9. High-Technology Tax Deferral. The following provisions shall apply to each Second Expansion Space:

 

  A. If Tenant obtains from the Washington State Department of Revenue (the “DOR”), pursuant to Chapter 82.63 of the Revised Code of Washington, and delivers to Landlord, not later than the date on which the final Plans are approved, a sales and use tax deferral certificate (“Deferral Certificate”) applicable to one or more portions of the Landlord Work, then Landlord, at no cost to Landlord, and solely by submitting such Deferral Certificate to its general contractor, shall use good faith efforts to cause its general contractor to waive the payment of sales and use taxes on the portion(s) of such work to which such Deferral Certificate applies, and, to the extent such general contractor waives such payment, Landlord shall withhold such payment.

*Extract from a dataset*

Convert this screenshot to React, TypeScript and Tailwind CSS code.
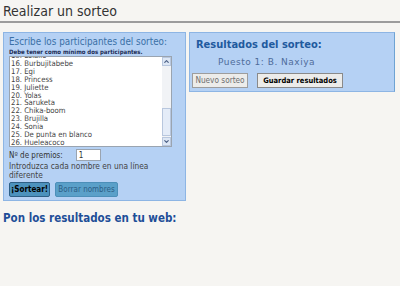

If Landlord withholds payment of any sales or use taxes pursuant to this Paragraph 9.A, and if, after giving effect to such withholding, the Allowance exceeds the total cost of the Landlord Work, including any applicable sales or use tax, then Tenant shall be entitled to a credit against Base Rent in the amount of the lesser of (a) the amount of the sales and use taxes so withheld, or (b) the amount of the excess of the Allowance over such total cost.

 

  B If, at any time during or after the Term, Landlord receives notice from the DOR or any other applicable governmental authority that all or any portion of any sales or use taxes withheld by Landlord pursuant to Paragraph 9.A above, or any fines, penalties or other amounts relating thereto, are required to be paid (whether pursuant to RCW 82.63.045 or otherwise), then Tenant, at its sole expense, shall make such payment fully and immediately upon written demand from Landlord.

 

  C. Tenant acknowledges that, before the date of the Amendment, Landlord has provided to Tenant one original High Technology Application for Tax Deferral for Lessor relating to the Landlord Work in form and substance satisfactory to Tenant. Tenant agrees that, except as expressly provided in Paragraph 9.A above, Landlord shall have no obligation to prepare, execute or submit any other application, certificate, statement, survey, report, form or document, to Tenant, the DOR or any other party, or to perform any other administrative duty, relating to the Deferral Certificate, any sales or use taxes withheld pursuant to Paragraph 9.A above, or Landlord’s obligations under this Paragraph 9.

 

  D. Without limiting Paragraph 9.B above, Tenant shall indemnify, defend and hold Landlord harmless from and against any Losses resulting from Landlord’s performance of its obligations under this Paragraph 9. The provisions of this Paragraph 9 shall survive the expiration or earlier termination of the Lease.

 

10. This Exhibit shall not be deemed applicable to any additional space added to the Premises at any time or from time to time, whether by any options under the Lease or otherwise, or to any portion of the Existing Premises or any additions to the Premises in the event of a renewal or extension of the original Term of the Lease, whether by any options under the Lease or otherwise, unless expressly so provided in the Lease or any amendment or supplement to the Lease.